Nor is this section unconstitutionally vague and overbroad. People v. Garcia, 698 P.2d 801 (Colo. 1985).

This section, when read together with 16-4-103 (2), is not unconstitutionally vague as applied. This section only applies to knowing violations of bail bond conditions, and the defendant was adequately apprised by the information of the manner in which he had violated those conditions. People v. Baker, 45 P.3d 753 (Colo. App. 2001).

Subsection (1) does not unconstitutionally delegate authority to the district court to define a criminal offense. People v. Baker, 45 P.3d 753 (Colo. App. 2001).

Subsection (3) is not unconstitutional as a denial of equal protection and due process of law. People v. Garcia, 698 P.2d 801 (Colo. 1985).

The prosecution presented sufficient evidence to support defendants conviction for violating the bail bond condition that prohibited defendant from leaving the state without permission. Evidence that the defendant signed the bond paperwork, which included the condition not to leave the state, along with other evidence and inferences was sufficient to uphold the conviction. The presence of stacked inferences is not alone dispositive of a sufficiency of the evidence claim. Rather, it is one factor that a court may consider in determining whether the evidence presented satisfied the prevailing substantial evidence test for evidence sufficiency. People v. Donald, 2020 CO 24, 461 P.3d 4.

In order to prove that a defendant violated this section, the prosecution must prove beyond a reasonable doubt that the terms of the bond were in effect at the time of the alleged illegal conduct. People v. Luna, 2013 COA 67, 410 P.3d 471.

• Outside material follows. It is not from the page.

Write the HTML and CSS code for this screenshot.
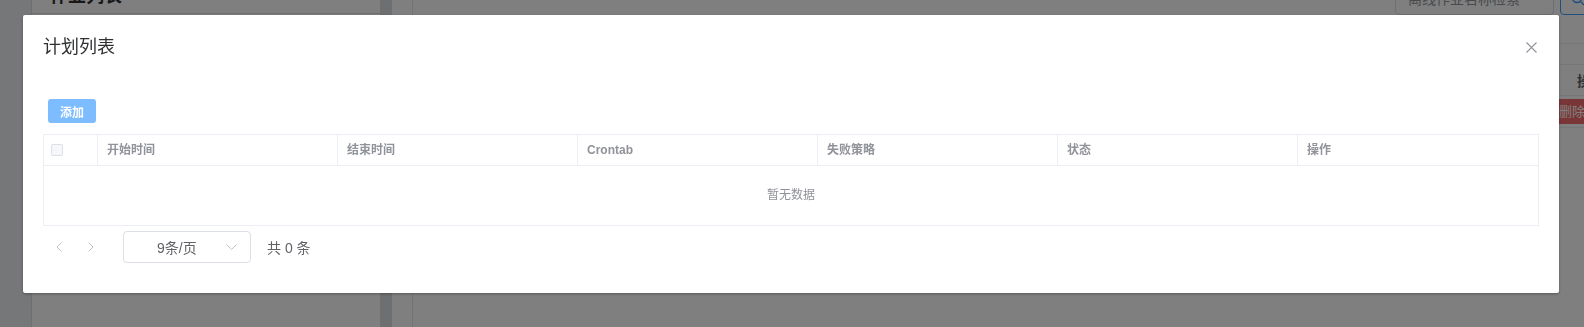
FILE: index.html
```html
<!DOCTYPE html>
<html lang="zh-CN">
<head>
    <meta charset="UTF-8">
    <meta name="viewport" content="width=device-width, initial-scale=1.0">
    <title>计划列表</title>
    <link rel="stylesheet" href="styles.css">
</head>
<body>
    <div class="page">
        <div class="rail"></div>
        <aside class="side">
            <div class="side-head"><h2>作业列表</h2></div>
        </aside>
        <div class="band"></div>
        <main class="main">
            <div class="content">
                <div class="toolbar">
                    <div class="search">离线作业名称检索</div>
                    <div class="search-btn">
                        <svg width="14" height="14" viewBox="0 0 14 14"><circle cx="6" cy="6" r="4.5" fill="none" stroke="#409eff" stroke-width="1.4"/><path d="M9.3 9.3 L13 13" stroke="#409eff" stroke-width="1.4"/></svg>
                    </div>
                </div>
                <div class="bg-tabs"></div>
                <div class="bg-filter"></div>
                <div class="bg-row bg-thead"><span class="bg-cell">操作</span></div>
                <div class="bg-row bg-tbody"><span class="bg-cell"><span class="bg-del">删除</span></span></div>
            </div>
        </main>
    </div>

    <div class="mask"></div>

    <div class="dialog-wrap">
        <div class="dialog">
            <div class="dialog-header">
                <span class="dialog-title">计划列表</span>
                <span class="dialog-close">
                    <svg width="11" height="11" viewBox="0 0 11 11"><path d="M0.5 0.5 L10.5 10.5 M10.5 0.5 L0.5 10.5" stroke="#909399" stroke-width="1.1"/></svg>
                </span>
            </div>
            <div class="dialog-body">
                <button class="btn-add">添加</button>

                <div class="table">
                    <div class="th th-check"><span class="checkbox"></span></div>
                    <div class="th">开始时间</div>
                    <div class="th">结束时间</div>
                    <div class="th">Crontab</div>
                    <div class="th">失败策略</div>
                    <div class="th">状态</div>
                    <div class="th th-last">操作</div>
                    <div class="empty">暂无数据</div>
                </div>

                <div class="pagination">
                    <span class="pg-btn">
                        <svg width="6" height="10" viewBox="0 0 6 10"><path d="M5.5 0.5 L1 5 L5.5 9.5" fill="none" stroke="#c0c4cc" stroke-width="1"/></svg>
                    </span>
                    <span class="pg-btn">
                        <svg width="6" height="10" viewBox="0 0 6 10"><path d="M0.5 0.5 L5 5 L0.5 9.5" fill="none" stroke="#c0c4cc" stroke-width="1"/></svg>
                    </span>
                    <div class="sizes">
                        <span>9条/页</span>
                        <svg width="11" height="6" viewBox="0 0 11 6"><path d="M0.5 0.5 L5.5 5.5 L10.5 0.5" fill="none" stroke="#c0c4cc" stroke-width="1"/></svg>
                    </div>
                    <span class="total">共 0 条</span>
                </div>
            </div>
        </div>
    </div>
</body>
</html>
```

FILE: styles.css
```css
body {
    margin: 0;
    height: 100vh;
    overflow: hidden;
    font-family: "Liberation Sans", "Noto Sans CJK SC", sans-serif;
    background: #ffffff;
}

/* page behind the modal */
.page {
    display: flex;
    height: 360px;
    margin-top: -20px;
}

.rail {
    width: 31px;
    background: #eceef1;
}

.side {
    width: 348px;
    background: #ffffff;
    border-left: 1px solid #dcdfe6;
}

.side-head {
    padding: 4px 18px 5px;
    border-bottom: 1px solid #dcdfe6;
}

.side-head h2 {
    margin: 0;
    font-size: 18px;
    line-height: 24px;
    color: #303133;
}

.band {
    width: 12px;
    background: #dcdee1;
}

.main {
    flex: 1;
    padding-left: 20px;
    overflow: hidden;
}

.content {
    height: 100%;
    border-left: 1px solid #e4e7ed;
}

.toolbar {
    display: flex;
    justify-content: flex-end;
    align-items: center;
    height: 35px;
    padding-top: 3px;
    box-sizing: border-box;
    margin-right: -24px;
}

.search {
    width: 159px;
    height: 32px;
    box-sizing: border-box;
    border: 1px solid #dcdfe6;
    border-radius: 4px;
    padding-left: 12px;
    font-size: 14px;
    line-height: 30px;
    color: #909399;
    white-space: nowrap;
    overflow: hidden;
}

.search-btn {
    width: 48px;
    height: 32px;
    box-sizing: border-box;
    margin-left: 6px;
    border: 1px solid #409eff;
    border-radius: 4px;
    padding: 8px 0 0 10px;
}

.bg-tabs {
    height: 28px;
    border-bottom: 1px solid #ebeef5;
}

.bg-filter {
    height: 20px;
    border-bottom: 1px solid #ebeef5;
}

.bg-row {
    display: flex;
    justify-content: flex-end;
    border-bottom: 1px solid #ebeef5;
}

.bg-thead {
    height: 30px;
    align-items: center;
}

.bg-tbody {
    height: 31px;
    align-items: flex-start;
}

.bg-cell {
    width: 35px;
    overflow: hidden;
    white-space: nowrap;
    font-size: 14px;
    font-weight: bold;
    color: #606266;
}

.bg-thead .bg-cell {
    width: 7px;
    padding-left: 28px;
}

.bg-tbody .bg-cell {
    padding-top: 3px;
}

.bg-del {
    display: inline-block;
    padding: 0 10px;
    line-height: 25px;
    font-size: 13px;
    font-weight: normal;
    color: #ffffff;
    background: #f56c6c;
    border-radius: 3px;
}

/* modal */
.mask {
    position: fixed;
    inset: 0;
    background: rgba(0, 0, 0, 0.5);
}

.dialog-wrap {
    position: fixed;
    inset: 0;
}

.dialog {
    width: 1536px;
    margin: 15px 0 0 23px;
    background: #ffffff;
    border-radius: 2px;
    box-shadow: 0 1px 3px rgba(0, 0, 0, 0.3);
}

.dialog-header {
    display: flex;
    justify-content: space-between;
    align-items: center;
    padding: 20px 22px 10px 20px;
}

.dialog-title {
    font-size: 18px;
    line-height: 24px;
    color: #303133;
}

.dialog-close {
    display: flex;
}

.dialog-body {
    padding: 30px 20px;
}

.btn-add {
    display: block;
    height: 24px;
    padding: 0 12px;
    margin: 0 0 11px 5px;
    border: none;
    border-radius: 3px;
    background: #7dbcff;
    color: #ffffff;
    font-family: inherit;
    font-size: 12px;
    font-weight: bold;
}

.table {
    display: grid;
    grid-template-columns: 54px repeat(6, 1fr);
    border: 1px solid #ebeef5;
}

.th {
    height: 30px;
    line-height: 30px;
    padding-left: 9px;
    font-size: 12px;
    font-weight: bold;
    color: #909399;
    border-right: 1px solid #ebeef5;
    border-bottom: 1px solid #ebeef5;
}

.th-check {
    display: flex;
    align-items: center;
    padding-left: 7px;
}

.th-last {
    border-right: none;
}

.checkbox {
    width: 12px;
    height: 12px;
    box-sizing: border-box;
    border: 1px solid #dcdfe6;
    border-radius: 2px;
    background: #f5f7fa;
}

.empty {
    grid-column: 1 / -1;
    height: 59px;
    line-height: 59px;
    text-align: center;
    font-size: 12px;
    color: #909399;
}

.pagination {
    display: flex;
    align-items: center;
    padding-top: 5px;
}

.pg-btn {
    display: flex;
    justify-content: center;
    width: 30px;
    margin-right: 2px;
}

.pg-btn:first-child {
    margin-left: 1px;
}

.sizes {
    display: flex;
    justify-content: space-between;
    align-items: center;
    width: 128px;
    height: 32px;
    box-sizing: border-box;
    margin-left: 15px;
    padding: 0 13px 0 33px;
    border: 1px solid #dcdfe6;
    border-radius: 4px;
    font-size: 14px;
    color: #606266;
}

.total {
    margin-left: 16px;
    font-size: 14px;
    color: #606266;
}
```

Evidence that the defendant intended to and attempted to flee the jurisdiction will support an inference that the defendant knowingly failed to appear in violation of this section. People v. Williamson, 839 P.2d 519 (Colo. App. 1992).

No requirement that defendant be advised that violation of a bond condition is a crime. Statute that imposes criminal liability for certain conduct requires only that defendant know what he is doing when he is doing the conduct. People v. Rester, 36 P.3d 98 (Colo. App. 2001).